Lequel bien a été évalué conformément à l’article cinq de la loi du vingt huit ventose dernier par les citoyens allain marie lozach expert nommé par le citoyen Jean Louis Sauveur et Nicolas Coadou expert nommé par délibération du département du 9 messidor dernier suivant le procès verbal du douze du même mois vallant de revenu en mil sept quatre dix une somme de 20 livres, et en capital une somme de 440 livres.
Cette vente est faite moyennant le somme de 440 livres".

Cette parcelle est donc située face à Bourlan et Parc David, à l’endroit où la Troménie attaque l’ascension de la montagne de Locronan. C’était une ancienne possession des seigneurs de Keridiern, qui possédaient le village de Kerdoutoux en Plonevez Porzay (Keroutous aujourd’hui). Elle porte le numéro 55 de la section 3 sur le cadastre de 1847.

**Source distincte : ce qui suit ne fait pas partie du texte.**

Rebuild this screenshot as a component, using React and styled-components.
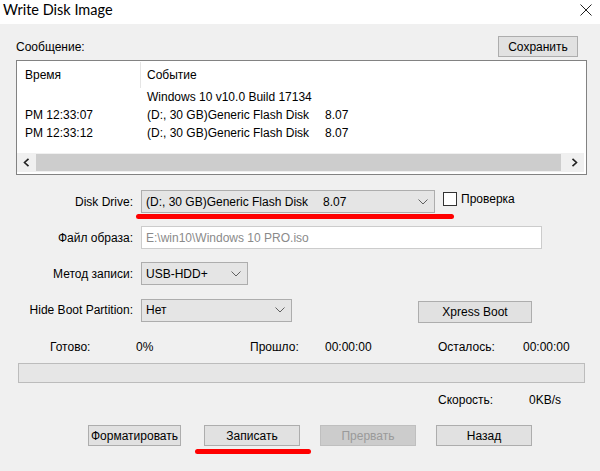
import React from "react";
import styled, { createGlobalStyle } from "styled-components";

const GlobalStyle = createGlobalStyle`
  html, body {
    margin: 0;
    padding: 0;
    background: #f0f0f0;
  }
  body {
    font-family: "Liberation Sans", Arial, sans-serif;
    font-size: 12px;
    color: #000;
  }
`;

const logRows = [
  { key: 1, time: "", event: "Windows 10 v10.0 Build 17134", ver: "" },
  { key: 2, time: "PM 12:33:07", event: "(D:, 30 GB)Generic Flash Disk", ver: "8.07" },
  { key: 3, time: "PM 12:33:12", event: "(D:, 30 GB)Generic Flash Disk", ver: "8.07" },
];

const Chevron = () => (
  <svg width="10" height="6" viewBox="0 0 10 6">
    <polyline points="0.5,0.5 5,5 9.5,0.5" fill="none" stroke="#606060" strokeWidth="1" />
  </svg>
);

const App = () => {
  return (
    <Window>
      <GlobalStyle />
      <TitleBar>
        <Title>Write Disk Image</Title>
        <CloseIcon width="12" height="12" viewBox="0 0 12 12">
          <path d="M0.5 0.5 L11.5 11.5 M11.5 0.5 L0.5 11.5" stroke="#222" strokeWidth="1" />
        </CloseIcon>
      </TitleBar>

      <Body>
        <MessageHeader>
          <MessageLabel>Сообщение:</MessageLabel>
          <Button $w={80} $h={21}>Сохранить</Button>
        </MessageHeader>

        <LogBox>
          <LogHeader>
            <TimeCell>Время</TimeCell>
            <HeaderSep />
            <EventCell>Событие</EventCell>
          </LogHeader>
          {logRows.map((row) => (
            <LogRow key={row.key}>
              <TimeCell>{row.time}</TimeCell>
              <EventCell $pad={7}>
                <EventName>{row.event}</EventName>
                <span>{row.ver}</span>
              </EventCell>
            </LogRow>
          ))}
          <HScroll>
            <ScrollArrow>
              <svg width="7" height="9" viewBox="0 0 7 9">
                <polyline points="5.5,0.8 1.5,4.5 5.5,8.2" fill="none" stroke="#222" strokeWidth="1.6" />
              </svg>
            </ScrollArrow>
            <ScrollThumb />
            <ScrollArrow>
              <svg width="7" height="9" viewBox="0 0 7 9">
                <polyline points="1.5,0.8 5.5,4.5 1.5,8.2" fill="none" stroke="#222" strokeWidth="1.6" />
              </svg>
            </ScrollArrow>
          </HScroll>
        </LogBox>

        <FormRow $mt={15}>
          <FieldLabel>Disk Drive:</FieldLabel>
          <Control>
            <Combo $w={294}>
              <ComboText>
                <EventName $w={177}>(D:, 30 GB)Generic Flash Disk</EventName>
                <span>8.07</span>
              </ComboText>
              <Chevron />
              <RedMark $left={-6} $right={-20} $top={23} />
            </Combo>
            <CheckWrap>
              <CheckBox />
              <span>Проверка</span>
            </CheckWrap>
          </Control>
        </FormRow>

        <FormRow $mt={13}>
          <FieldLabel>Файл образа:</FieldLabel>
          <Control>
            <PathInput>E:\win10\Windows 10 PRO.iso</PathInput>
          </Control>
        </FormRow>

        <FormRow $mt={13}>
          <FieldLabel>Метод записи:</FieldLabel>
          <Control>
            <Combo $w={107}>
              <ComboText>USB-HDD+</ComboText>
              <Chevron />
            </Combo>
          </Control>
        </FormRow>

        <FormRow $mt={12}>
          <FieldLabel>Hide Boot Partition:</FieldLabel>
          <Control>
            <Combo $w={151}>
              <ComboText>Нет</ComboText>
              <Chevron />
            </Combo>
            <XpressWrap>
              <Button $w={114} $h={22}>Xpress Boot</Button>
            </XpressWrap>
          </Control>
        </FormRow>

        <StatusGrid $mt={17}>
          <span>Готово:</span>
          <span>0%</span>
          <span>Прошло:</span>
          <span>00:00:00</span>
          <span>Осталось:</span>
          <span>00:00:00</span>
        </StatusGrid>

        <ProgressBar />

        <StatusGrid $mt={10}>
          <span />
          <span />
          <span />
          <span />
          <span>Скорость:</span>
          <SpeedValue>0KB/s</SpeedValue>
        </StatusGrid>

        <ButtonBar>
          <Button $w={93} $h={21}>Форматировать</Button>
          <ButtonSlot $ml={23}>
            <Button $w={96} $h={21}>Записать</Button>
            <RedMark $left={-9} $right={-11} $top={24} />
          </ButtonSlot>
          <ButtonSlot $ml={20}>
            <Button $w={96} $h={21} disabled>
              Прервать
            </Button>
          </ButtonSlot>
          <ButtonSlot $ml={20}>
            <Button $w={96} $h={21}>Назад</Button>
          </ButtonSlot>
        </ButtonBar>
      </Body>
    </Window>
  );
};

export default App;

const Window = styled.div`
  width: 600px;
  height: 471px;
  background: #f0f0f0;
  overflow: hidden;
  display: flex;
  flex-direction: column;
`;

const TitleBar = styled.div`
  height: 24px;
  background: #ffffff;
  display: flex;
  align-items: center;
  justify-content: space-between;
  padding: 0 8px 0 3px;
  box-sizing: border-box;
`;

const Title = styled.span`
  font-family: "Lato", "Liberation Sans", sans-serif;
  font-size: 14.5px;
  color: #000;
  margin-top: -5px;
`;

const CloseIcon = styled.svg`
  margin-top: -4px;
`;

const Body = styled.div`
  display: flex;
  flex-direction: column;
  padding: 0 13px 0 16px;
`;

const MessageHeader = styled.div`
  display: flex;
  align-items: flex-end;
  justify-content: space-between;
  margin-top: 12px;
  padding-right: 9px;
  margin-bottom: 3px;
`;

const MessageLabel = styled.span`
  padding-bottom: 3px;
`;

const Button = styled.button`
  width: ${(p) => p.$w}px;
  height: ${(p) => p.$h}px;
  box-sizing: border-box;
  padding: 0;
  background: #e1e1e1;
  border: 1px solid #adadad;
  font-family: "Liberation Sans", Arial, sans-serif;
  font-size: 12px;
  color: #000;
  white-space: nowrap;
  overflow: visible;
  &:disabled {
    background: #cccccc;
    border-color: #bfbfbf;
    color: #9a9a9a;
  }
`;

const LogBox = styled.div`
  height: 115px;
  box-sizing: border-box;
  background: #ffffff;
  border: 1px solid #828282;
  padding: 0 2px 2px 0;
  display: flex;
  flex-direction: column;
`;

const LogHeader = styled.div`
  height: 27px;
  display: flex;
  align-items: center;
`;

const HeaderSep = styled.div`
  width: 1px;
  align-self: stretch;
  margin: 1px 0 0;
  background: #e5e5e5;
`;

const LogRow = styled.div`
  height: 18px;
  display: flex;
  align-items: center;
`;

const TimeCell = styled.div`
  width: 123px;
  padding-left: 8px;
  box-sizing: border-box;
  white-space: nowrap;
`;

const EventCell = styled.div`
  padding-left: ${(p) => p.$pad || 6}px;
  display: flex;
  white-space: nowrap;
`;

const EventName = styled.span`
  display: inline-block;
  width: ${(p) => p.$w || 178}px;
`;

const HScroll = styled.div`
  margin-top: auto;
  height: 19px;
  display: flex;
  background: #f0f0f0;
`;

const ScrollArrow = styled.div`
  width: 19px;
  display: flex;
  align-items: center;
  justify-content: center;
`;

const ScrollThumb = styled.div`
  flex: 1;
  background: #cdcdcd;
  margin: 1px 4px 1px 0;
`;

const FormRow = styled.div`
  display: grid;
  grid-template-columns: 117px 1fr;
  column-gap: 8px;
  align-items: center;
  margin-top: ${(p) => p.$mt}px;
`;

const FieldLabel = styled.span`
  text-align: right;
  white-space: nowrap;
`;

const Control = styled.div`
  display: flex;
  align-items: center;
`;

const Combo = styled.div`
  position: relative;
  width: ${(p) => p.$w}px;
  height: 23px;
  box-sizing: border-box;
  background: #e5e5e5;
  border: 1px solid #adadad;
  display: flex;
  align-items: center;
  justify-content: space-between;
  padding: 0 6px 0 4px;
`;

const ComboText = styled.span`
  display: flex;
  white-space: nowrap;
`;

const RedMark = styled.div`
  position: absolute;
  left: ${(p) => p.$left}px;
  right: ${(p) => p.$right}px;
  top: ${(p) => p.$top}px;
  height: 5px;
  border-radius: 3px;
  background: #ff0000;
`;

const CheckWrap = styled.label`
  display: flex;
  align-items: center;
  gap: 4px;
  margin-left: 8px;
  margin-top: -5px;
`;

const CheckBox = styled.span`
  width: 14px;
  height: 14px;
  box-sizing: border-box;
  background: #ffffff;
  border: 1px solid #333333;
`;

const PathInput = styled.div`
  width: 401px;
  height: 23px;
  box-sizing: border-box;
  background: #ffffff;
  border: 1px solid #cccccc;
  color: #8a8a8a;
  display: flex;
  align-items: center;
  padding-left: 4px;
`;

const XpressWrap = styled.div`
  margin-left: 126px;
  margin-top: 4px;
`;

const StatusGrid = styled.div`
  display: grid;
  grid-template-columns: 86px 114px 75px 113px 85px 1fr;
  padding-left: 34px;
  margin-top: ${(p) => p.$mt}px;
  white-space: nowrap;
`;

const SpeedValue = styled.span`
  padding-left: 6px;
`;

const ProgressBar = styled.div`
  height: 20px;
  box-sizing: border-box;
  margin: 9px 2px 0 2px;
  background: #e6e6e6;
  border: 1px solid #bcbcbc;
`;

const ButtonBar = styled.div`
  display: flex;
  padding-left: 72px;
  margin-top: 18px;
`;

const ButtonSlot = styled.div`
  position: relative;
  margin-left: ${(p) => p.$ml}px;
`;
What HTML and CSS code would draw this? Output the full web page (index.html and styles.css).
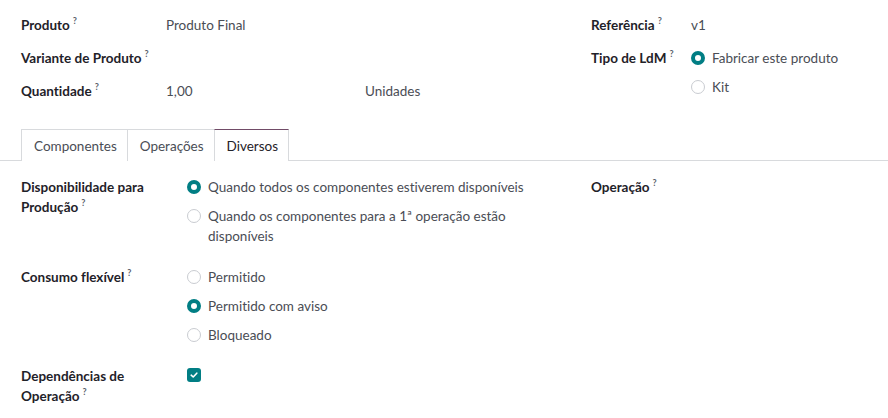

Le village de Kervavarn va depuis rester propriété des héritiers de Jean Louis Sauveur. Sur le cadastre de 1808, il appartient à sa veuve Anne Senec, et sur celui de 1847 à son petit-fils François, époux de Perrine Cosmao. En 1927, Marie Perrine Sauveur y épouse Yves Hénaff.

En 1847 l'ensemble du village est situé dans la section 3 du cadastre. Voici la liste des lots, avec leur numéro :

Ar Menez (55), Goarem Névez (61, 62), Parc Dibat? (67), Al Leurguer (68,69), Parc Marc'h (71), Parc Lan (72), Ar Balanou (98), An Tiriennou (99), Parc Al Leur (100), Liors Al Leur Gos (101), Parc Calet (103), Ar Gonigou (104), Liors Huela (105), Ar Verger (106), Liors ar Guérit (108), Liors Izella (110), Parc ar Funtun (111, 112), Liors Guéot (113), Foennec Vras (117), Ar Roz (119), Portion Fontaine Lapic (120bis), Parc Mogen( 124), Parc ar Forn (215).

On y retrouve en particulier le parc Tiriennou, déjà cité.

Les environs de Kervavarn, cadastre 1847.

 

 

Notes

1 Arch. Dép. Loire-Atlantique, B 1164, Rentier du prieuré de Locronan, 1680.
2 Archives diocésaines de Quimper, Archives du prieuré, Cahiers de comptes des fabriques, série AAA 7 / 1, 2, 3.
3 Arch. Dép. Loire-Atlantique, B 800, Rentier du prieuré de Locronan, 1550, 1557.
4 Archives diocésaines de Quimper, Archives du prieuré, Contrat de constitut fait par Noel Le Pengallet à la fabrice de Saint Maurice pour en payer par an 60 sols, 1673, série AAA 7 / 1, 2, 3.
5 Arch. Dép. Finistère, 1 Q 763, Pétition de Jean Louis Sauveur demandant le rachat de deux rentes sur le lieu de Kervavarn, 15 prairial an 3 (1795).
6 Archives diocésaines de Quimper, Archives du prieuré, Cahiers de comptes des fabriques, 1588-1601.
7 Archives diocésaines de Quimper, Archives du prieuré, Rente censive de 20 sols attribuée à Louis Le Pengallet, par Yves Gourlaouen, fabrique de Saint René du Bois, 1663.  
8 Arch. Dép. Finistère, 25 C2 10, Acquet d'héritages à Kervavarn par Guillaume Le Bras et femme, de René Gourio, 13-2-1733.
9 Arch. Dép. Finistère, 25 C2 15, Acquet d'héritages à Kervavarn par Joseph Le Coz et femme, de Guillaume Le Bras, 30-10-1743.

10 Arch. Dép. Finistère, 25 C 18, Estimation des biens de la succession d'Anne Boger, 1752.
11 Arch. Dép. Finistère, 1 Q 763, Contrat d'acquet consenty p)at Joseph Le Coz et Catherine Le Bras sa femme, au profit de Pierre Sauveur, 3-10-1759.
12 Arch. Dép. Finistère, 38 J 6, Aveu du Seigneur de Moellien, 1788.
13 Arch. Dép. Finistère, 4 E 36 22, Contrat de coupe de bois, 1765.
14 Arch. Dép. Finistère,1 Q 688, Vente des biens nationaux : le convenant de Kervavarn, 26 floréal an 6.
15 Arch. Dép. Finistère,1 Q 684, Vente des biens nationaux : la montagne de Kerdoutoux, 19 floréal an 4.